Wednesday, April 25, 2012

Vicariously Duped About Dresden, Or How Dare I Note That Venerated German American Novelist Kurt Vonnegut May Have Spent His Entire Career Making Erroneous Statements About The Fire Bombing Of Dresden, Germany As Told In YouTube Comments And Blog Posts

Last month, I noted that a 2005 BBC programme memorializing the 1945 Allied bombing of Dresden during World War II featured an interview with American novelist and humanist Kurt Vonnegut. Vonnegut had been in Dresden during the bombing as a prisoner of war, and drew on his experiences of the bombing and its aftermath in his famed novel, Slaughterhouse Five. The problem is that in the novel, the interview, as well as in other writings, Vonnegut erroneously states that the death toll of the bombing was 135,000.

135,000 is a piece of disinformation hatched up by German neo-Nazi, Hans Voigt, and disseminated in English by the British Holocaust denier and fraudulent historian, David Irving. Historical consensus has since placed the actual death toll much lower: generally somewhere between 18 and 25 thousand (most estimates I have seen support the lower figure.)

I posted the following comment to the YouTube video:

The figure of 135,00 that Vonnegut cites is derived from the "The Destruction of Dresden" by David Irving, an infamous Nazi-sympathizer and Holocaust denier. He knowingly based his figures on Nazi propaganda. The figures compiled by the city of Dresden at the time resulted in the estimate of 25,000. A more recent study commissioned by the city of Dresden places the death toll at around 18,000.

I certainly do not believe that Kurt Vonnegut used the 135,000 figure out of sympathy with Irving or Irving's politics. Irving's book, The Destruction of Dresden was was simply the most widely available book on the subject at the time that Vonnegut was attempting to make sense of his wartime experiences and incorporate those experiences into his novel. I am more concerned with the fact that since Slaughterhouse Five and Vonnegut's other literary accounts comprise the primary source for most English speakers' knowledge of the Dresden bombing, that he was repeating the 135,000 figure in 2005, long after Irving had been widely discredited, and that the BBC apparently did not fact check that statement in a programme about the bombing.
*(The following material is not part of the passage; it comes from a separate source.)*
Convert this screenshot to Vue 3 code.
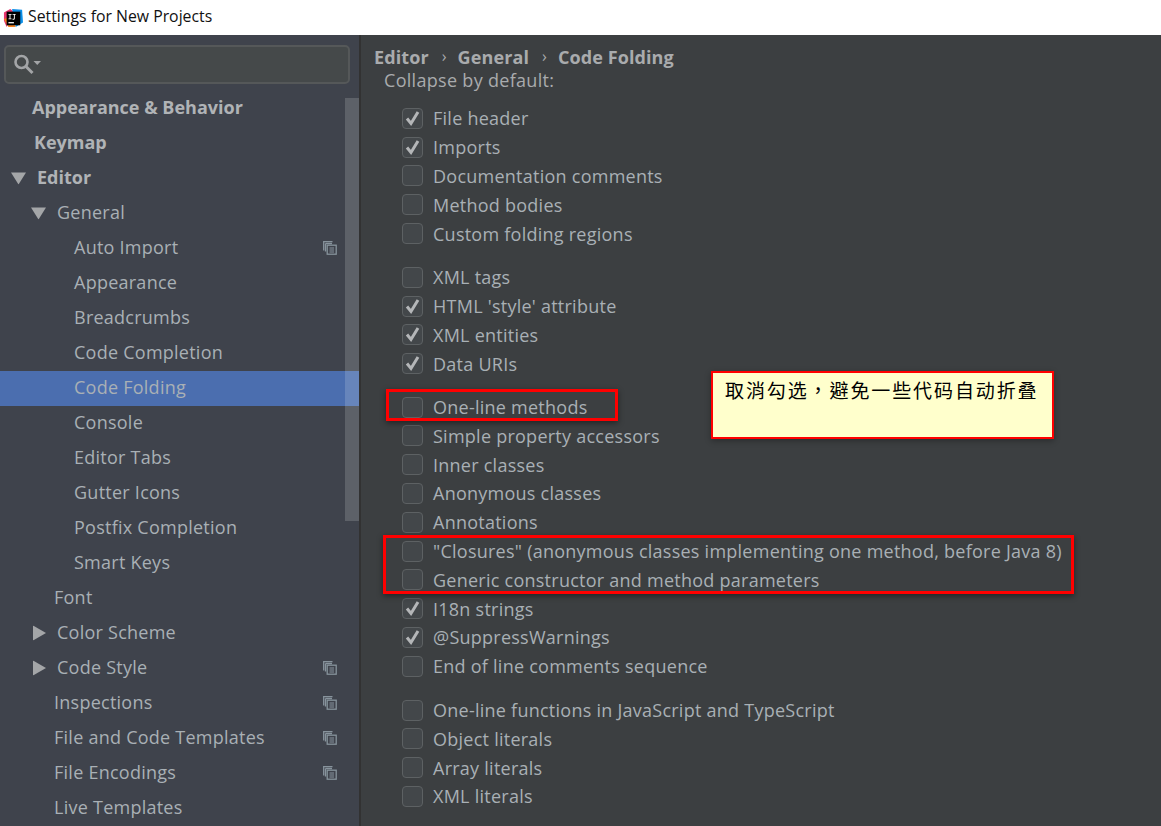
<script setup>
const nav = [
  { t: 'Appearance & Behavior', pad: 32, bold: true },
  { t: 'Keymap', pad: 34, bold: true },
  { t: 'Editor', pad: 37, bold: true, arrow: 'down', ax: 11 },
  { t: 'General', pad: 57, arrow: 'down', ax: 31 },
  { t: 'Auto Import', pad: 74, copy: true },
  { t: 'Appearance', pad: 74 },
  { t: 'Breadcrumbs', pad: 74 },
  { t: 'Code Completion', pad: 74 },
  { t: 'Code Folding', pad: 74, active: true },
  { t: 'Console', pad: 74 },
  { t: 'Editor Tabs', pad: 74 },
  { t: 'Gutter Icons', pad: 74 },
  { t: 'Postfix Completion', pad: 74 },
  { t: 'Smart Keys', pad: 74 },
  { t: 'Font', pad: 54 },
  { t: 'Color Scheme', pad: 57, arrow: 'right', ax: 33 },
  { t: 'Code Style', pad: 57, arrow: 'right', ax: 33, copy: true },
  { t: 'Inspections', pad: 54, copy: true },
  { t: 'File and Code Templates', pad: 54, copy: true },
  { t: 'File Encodings', pad: 54, copy: true },
  { t: 'Live Templates', pad: 54 }
]
const groups = [
  [['File header', 1], ['Imports', 1], ['Documentation comments', 0], ['Method bodies', 0], ['Custom folding regions', 0]],
  [['XML tags', 0], ["HTML 'style' attribute", 1], ['XML entities', 1], ['Data URIs', 1]],
  [['One-line methods', 0], ['Simple property accessors', 0], ['Inner classes', 0], ['Anonymous classes', 0], ['Annotations', 0],
   ['"Closures" (anonymous classes implementing one method, before Java 8)', 0], ['Generic constructor and method parameters', 0],
   ['I18n strings', 1], ['@SuppressWarnings', 1], ['End of line comments sequence', 0]],
  [['One-line functions in JavaScript and TypeScript', 0], ['Object literals', 0], ['Array literals', 0], ['XML literals', 0]]
]
</script>

<template>
  <div class="window">
    <header class="titlebar">
      <svg class="logo" width="20" height="20" viewBox="0 0 22 22">
        <path d="M1 5 L8 1 L12 4 L4 21 L1 14 Z" fill="#e8366f" />
        <path d="M10 1 L21 2 L22 16 L14 21 Z" fill="#0b8fe8" />
        <path d="M1 12 L6 21 L14 21 L8 10 Z" fill="#f6821f" />
        <rect x="4" y="4" width="15" height="15" fill="#000" />
        <rect x="6" y="15.500" width="6" height="1.400" fill="#fff" />
        <path d="M6 6.500h3.400v1H8.200v4h1.200v1H6v-1h1.200v-4H6zM10.500 6.500h3.500v1h-1v4c0 1-.7 1.400-1.500 1.400h-1v-1h.8c.4 0 .7-.2.7-.6V7.500h-1.500z" fill="#fff" />
      </svg>
      <span class="title">Settings for New Projects</span>
    </header>
    <div class="body">
      <aside class="sidebar">
        <div class="search">
          <svg width="28" height="22" viewBox="0 0 28 22">
            <circle cx="7.500" cy="8" r="6" fill="none" stroke="#a3a5a7" stroke-width="2.600" />
            <path d="M11.500 12 L18.500 19" stroke="#a3a5a7" stroke-width="3" />
            <path d="M19.500 7 H27 L23.250 11 Z" fill="#a3a5a7" />
          </svg>
        </div>
        <nav class="tree">
          <div v-for="n in nav" :key="n.t" class="node" :class="{ active: n.active, bold: n.bold }" :style="{ paddingLeft: n.pad + 'px' }">
            <svg v-if="n.arrow === 'down'" class="arrow" :style="{ left: n.ax + 'px' }" width="15" height="13" viewBox="0 0 15 13"><path d="M0 1 H15 L7.500 13 Z" fill="#a4a6a8" /></svg>
            <svg v-if="n.arrow === 'right'" class="arrow" :style="{ left: n.ax + 'px' }" width="13" height="15" viewBox="0 0 13 15"><path d="M0 0 L13 7.500 L0 15 Z" fill="#a4a6a8" /></svg>
            <span>{{ n.t }}</span>
            <svg v-if="n.copy" class="copy" width="14" height="14" viewBox="0 0 14 14" fill="none" stroke="#87939c" stroke-width="1.300">
              <path d="M9.500 .7 H.7 V9.500" />
              <path d="M2.500 2.500 H9 M2.500 2.500 V10.500" />
              <rect x="4.200" y="4.200" width="9" height="9" />
              <path d="M6.500 7 H11 M6.500 9 H11 M6.500 11 H11" stroke-width="1" />
            </svg>
          </div>
        </nav>
        <div class="scrollbar"></div>
      </aside>
      <main class="content">
        <div class="crumbs">
          <span>Editor</span><i>›</i><span>General</span><i>›</i><span>Code Folding</span>
        </div>
        <div class="caption">Collapse by default:</div>
        <section v-for="(g, i) in groups" :key="i" class="group">
          <label v-for="r in g" :key="r[0]" class="row">
            <span class="box">
              <svg v-if="r[1]" width="19" height="19" viewBox="0 0 19 19"><path d="M4 9.500 L8 14.500 L15 3" fill="none" stroke="#b4b6b8" stroke-width="3" /></svg>
            </span>
            <span>{{ r[0] }}</span>
          </label>
        </section>
        <div class="mark m1"></div>
        <div class="mark m2"></div>
        <div class="note">取消勾选，避免一些代码自动折叠</div>
      </main>
    </div>
  </div>
</template>

<style>
html, body { margin: 0; background: #3c3f41; }
</style>

<style scoped>
.window { width: 1161px; height: 826px; overflow: hidden; display: flex; flex-direction: column; font-family: "Open Sans", "Noto Sans", sans-serif; }
.titlebar { height: 35px; flex: none; background: #fff; display: flex; align-items: center; gap: 5px; padding-left: 3px; box-sizing: border-box; }
.logo { flex: none; }
.title { font-size: 15.800px; line-height: 33px; margin-bottom: 2px; color: #111; }
.body { flex: 1; display: flex; min-height: 0; }
.sidebar { flex: none; background: #3f434c; border-right: 2px solid #323232; box-sizing: border-box; position: relative; width: 361px; }
.search { margin: 10px 0 0 4px; width: 346px; height: 39px; box-sizing: border-box; background: #45494a; border: 2px solid #555859; border-radius: 5px; display: flex; align-items: center; padding-left: 8px; }
.tree { margin-top: 7px; }
.node { height: 35px; display: flex; align-items: center; padding-bottom: 4px; font-size: 18px; color: #a9b0b5; position: relative; box-sizing: border-box; letter-spacing: .25px; }
.node.bold { font-weight: 700; color: #b0b3b6; letter-spacing: 0; }
.node.active { background: #4b6eaf; }
.arrow { position: absolute; top: calc(50% - 1px); transform: translateY(-50%); }
.copy { position: absolute; left: 323px; top: 10px; }
.scrollbar { position: absolute; left: 345px; top: 63px; width: 14px; height: 423px; background: rgba(255, 255, 255, .16); }
.content { flex: 1; background: #3c3f41; position: relative; padding-left: 24px; min-width: 0; }
.crumbs { height: 38px; position: relative; z-index: 1; background: #3c3f41; display: flex; align-items: flex-start; padding-top: 9px; box-sizing: border-box; font-size: 18px; line-height: 26px; font-weight: 700; letter-spacing: .1px; color: #a9abad; margin-left: -11px; }
.crumbs i { font-style: normal; font-weight: 400; margin: -1px 11px 0 13px; font-size: 16px; }
.caption { font-size: 18px; line-height: 28px; height: 28px; margin-top: -7px; color: #a9abad; letter-spacing: .3px; margin-left: -1px; }
.group { margin-top: 15px; }
.group:first-of-type { margin-top: 10px; }
.group:nth-of-type(3) { margin-top: 14.500px; }
.row { height: 28.800px; display: flex; align-items: center; gap: 10px; font-size: 18px; color: #a9b0b5; margin-left: 17px; letter-spacing: .25px; white-space: nowrap; }
.box { width: 21px; height: 21px; flex: none; box-sizing: border-box; border: 1.500px solid #5d6163; border-radius: 4px; background: #43474a; display: flex; align-items: center; justify-content: center; }
.mark { position: absolute; border: 3px solid #f00; box-shadow: 0 2px 6px rgba(0, 0, 0, .45); box-sizing: border-box; pointer-events: none; }
.m1 { left: 25px; top: 354px; width: 232px; height: 32px; }
.m2 { left: 22px; top: 500px; width: 691px; height: 59px; }
.note { position: absolute; left: 350px; top: 336px; width: 343px; height: 68px; box-sizing: border-box; background: #ffc; border: 2px solid #f00; box-shadow: 0 2px 6px rgba(0, 0, 0, .3); font-family: "Noto Sans CJK TC", sans-serif; font-size: 19px; line-height: 26px; letter-spacing: 1.900px; color: #000; padding: 4px 0 0 12px; white-space: nowrap; }
</style>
My comment was met with hostility as I expected it would. As I learnt when I first took Peter Schumann of Bread and Puppet fame to task on his misrepresentations of both the Warsaw Ghetto and the Israeli-Palestinian conflict, I found that criticizing venerated figures results in a backlash. What follows are some highlights:

From "vaporcobra" who argued from authority and accused me of being a conspiracy theorist:
You kidding me? Take your conspiracy elsewhere. I didn't mind up until you insulted someone who is obviously a genius and obviously is not manipulated as easily as you infer he is.
Get YOUR facts straight before you insult someone whose work is in the canon.
"masterchiefer123" used some particularly colorful invective:
You're a disgusting brain washed sheep obviously biased its despicable...Trying to make it sound like the allies did no wrong. go learn history, you werent there, kurt vonnegut was...his words or yours?...id choose him obviously
"aboxandtheghostinit" was particularly inventive:
Published in 2008 you say, Vonnegut died and this program was aired in 2007. I don't disagree with the revised numbers but love how you embrace this study yet Irving is a "Holocaust denier" for questioning the numbers that died in the camps. You sound like a Dresden denier and mass murder-sympathizer to me ;)

"aboxandtheghostinit" actually suggests that accepting the the general consensus of historians who have examined all the evidence about the bombing of Dresden over the unsupported statements of Hans Voigt is on par with denying the Holocaust, the best documented genocide in human history.

However, the most clever response was from "ssJokatu":
The numbers keep on dropping. Does it really matter that much in the end?
Vonnegut was hardly a historian, but a fiction writer. We could argue the factual existence of characters in the end.
I don't deny the overestimation by Nazi propaganda, but in the end, in truth, people died. Jews, Refugees, Soldiers, Children, Japs, Chinese, Nazis, and morals. It's immoral to justify death with death, or justify death with different statistics.
135,000 died in a story with aliens in the end. War is cool..

"135,000 died in a story with aliens in the end." I do not suppose that the BBC fact checked the existence of Tralfamadorians either.

2 comments:

Howard Rappaport said...

Ah, yes: YouTube commenters. Truly a breath of fresh air: intelligence and wit that relieves the trouble of dealing with everyday stupidity.

That argument from authority is pretty good! Hey, maaan: how many "Slaughterhouse Fives" have you written?

Ian Thal said...

Would you believe me if I said 135,000?

I could get a notarized letter from a lone crank to prove it.